Ağaç malzemenin hemiselüloz yapıları ağacın kuru ağırlığının % 20-35’ini oluşturan ve ısıl işlemle birlikte diger ana bilesenlere göre daha fazla degrade olabilen, farklı 5 adet nötr halde sentezlenmiş heksoz (glikoz, mannoz, galaktoz) ve pentos (ksiloz ve arabinoz) şeklindeki polisakkaritlerden meydana gelmiş yapılardır. Ayrıca geniş yapraklılar iğne yapraklılardan daha fazla hemiselüloz içermektedir (Rowel, 1984; Fengel ve Wegener, 1984; Korkut ve Kocaefe, 2009; Sjöström, 1993).

Hemiselülozların yapısında ısıl işlemle birlikte önemli değişiklikler meydana gelmektedir. Isıl işleme en dayanıksız temel bileşendir. Bozunması düşük sıcaklılarda başlar ve sıcaklık yükseldikçe yapısında telafi edilemeyen veya geri döndürülemeyen değişiklikler görülür. Ağaç malzemenin termal bozulmasının ilk aşaması süresince hemiselülozlardan daha az higroskop olan furfural polimerleri hemiselülozun parçalanmasıyla oluşurlar. Bu sıcaklıklarda hemiselülozun kaybıyla holoselüloz içeriği düşer. Çünkü selüloz içeriği 150 ºC ve üzerinde değişmeden kalabilir. Ağaç malzemede ksilan en reaktif hemiselülozdur ve çoğunlukla bozulmalara karşı çok hassastırlar. Yayvan yapraklı ağaçlarda selülozdan sonra buharlaşırlar ve bozunma ürünlerinin en önemli kaynağıdır. Ağaç malzemede ısı etkisiyle buharlaşan furfural ve asetaldehittir. Hemiselülozların ağaç malzemeden uzaklaşması odun örneklerinin kristalizesi üzerinde bir artışa neden olmaktadır (Bourgois vd., 1989). Hemiselüloz yapılar yapısında meydana gelen kimyasal değişimlerin neticesinde ağaç malzemenin boyutsal stabilizasyonunda ve denge rutubetinin düşürülmesinde önemli derecede rol oynayan kimyasal bileşiklerdir (Boonstra, 2008).

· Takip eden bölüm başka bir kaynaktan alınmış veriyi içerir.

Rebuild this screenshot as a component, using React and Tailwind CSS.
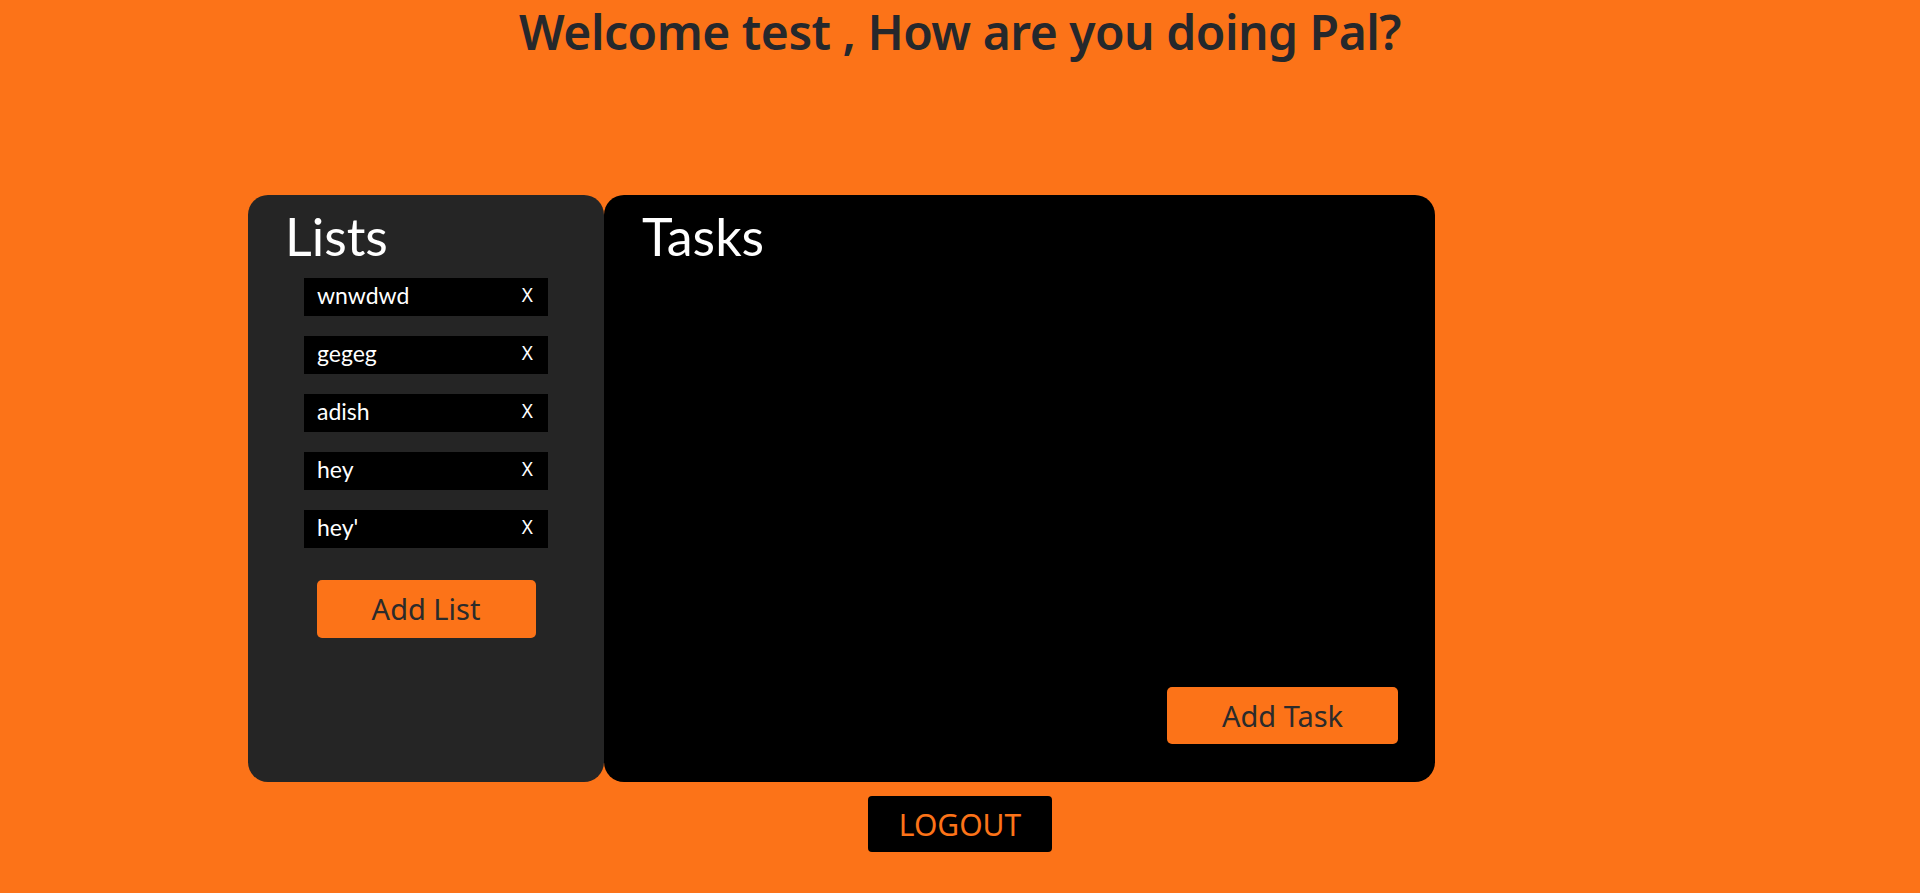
import React, { useState } from "react";

const App = () => {
  const [lists] = useState(["wnwdwd", "gegeg", "adish", "hey", "hey'"]);

  return (
    <div className="min-h-screen w-full bg-[#fc7318] flex flex-col items-center font-['Noto_Sans',sans-serif]">
      {/* header */}
      <h1 className="pt-[8px] text-[48px] leading-none font-semibold text-[#25282c] tracking-[-0.5px]">
        Welcome test , How are you doing Pal?
      </h1>

      {/* panels */}
      <div className="mt-[139px] w-full pl-[248px] flex">
        <div className="w-[356px] h-[587px] bg-[#252525] rounded-[20px] flex flex-col items-center">
          <h2 className="self-start pl-[37px] pt-[15px] text-[52px] leading-none text-white font-['Lato',sans-serif]">
            Lists
          </h2>
          <div className="mt-[16px] flex flex-col gap-[20px]">
            {lists.map((item) => (
              <div
                key={item}
                className="w-[244px] h-[38px] bg-black flex items-center justify-between pl-[13px] pr-[15px] text-white"
              >
                <span className="text-[23px] leading-none pb-[3px] font-['Lato',sans-serif]">{item}</span>
                <button className="text-[19px] leading-none pb-[3px]">X</button>
              </div>
            ))}
          </div>
          <button className="mt-[32px] w-[219px] h-[58px] bg-[#fc7318] rounded-[5px] text-[29px] text-[#2b2b2b]">
            Add List
          </button>
        </div>

        <div className="w-[831px] h-[587px] bg-black rounded-[20px] flex flex-col">
          <h2 className="pl-[38px] pt-[15px] text-[52px] leading-none text-white font-['Lato',sans-serif]">
            Tasks
          </h2>
          <div className="mt-auto flex justify-end pr-[37px] pb-[38px]">
            <button className="w-[231px] h-[57px] bg-[#fc7318] rounded-[5px] text-[29px] text-[#2b2b2b]">
              Add Task
            </button>
          </div>
        </div>
      </div>

      {/* logout */}
      <button className="mt-[14px] w-[184px] h-[56px] bg-black rounded-[4px] text-[30px] text-[#fc7318]">
        LOGOUT
      </button>
    </div>
  );
};

export default App;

Lignin, ağaç malzemedeki üçüncü büyük ana bileşen olan ve % 15-30 oranında bulunan kompleks amorf bir polimerdir. Hücre duvarının gelişimi boyunca en son gelişimi tamamlayan, hücre duvarının dayanımını artıran ve basma direncini geliştiren bir yapıdır. Isıl işlemler sırasında lignindeki fenilpropan birimlerin arasındaki bağların bir kısmı zayıflayarak

kopmaktadır. Lignin yapı itibari ile diğer bileşenlere göre termal bozunmaya karşı en dayanıklı ana bileşen olarak kabul edilmektedir. Sıcaklığın 200 ºC’yi aştığı durumlarda bozunmaya uğrayarak önce beta-aril eter bağları parçalanmaktadır. Yüksek sıcaklıklara maruz kalan ağaç malzemelerde görülen renk değişimlerinin temelinde lignin yapılarında meydana gelen değişimlerden kaynaklanmaktadır. Ekstraktif maddelerin çoğu ısıl işlem esnasında ağaç malzemeden buharlaşarak uzaklaşmaktadır. Buharlaşan bu maddelerden dolayı ağaç malzemede önemli kayıplar yaşanmaktadır. Bunun sonucunda da ağaç malzemede yoğunluk düşmekte ve mekanik dirençlerde de yoğunluğa bağlı olarak bir düşüş göze çarpmaktadır (Fengel ve Wegener, 1984; Kortelainen vd., 2006; Kamdem vd., 2002; Garrote vd., 1999).

Ekstraktif maddeler ağaç malzemenin hücre çeperinin esas bileşikleri dışında hücre çeperi yada lümenine yerleşen organik ve inorganik (karbonhidratlar, tanenler, reçineler, nişasta ve yağlar, sepi maddeleri, fenollü ve boyalı maddeler vb.) maddelerdir. Bu maddeler büyük oranda sıcak ve soğuk su ortamında, alkol, benzen, aseton veya eter gibi kimyasallarla çözünebilmektedir. Isıl işlemle birlikte ağaç malzemeden uzaklaşır veya degrade olurlar. Isıl işlemle ağaç malzemenin renginin koyulaşmasından hemiselülozlar ve extraktif maddeler sorumludur (Nuopponen, 2005).

Ağaç malzemede bulunan ana bileşenlerin toplam etkileşimi, ağaç malzemenin genel karakteristik özelliklerini belirleyen ana unsurlardandır. Isıl işlem uygulamaları her bir ağaç türünde bu ana bileşenleri farklı oranlarda etkilemektedir. Dolayısı ile her bir ağaç malzeme türünün ısıl işleme verdiği tepkiler farklı olmaktadır. Isıl işlem uygulamalarında oluşan bu tepkiler, ısıl işlem uygulanmış ağaçların teknolojik yapılarında da önemli derecede etkili olmaktadır (Yıldız, 2002).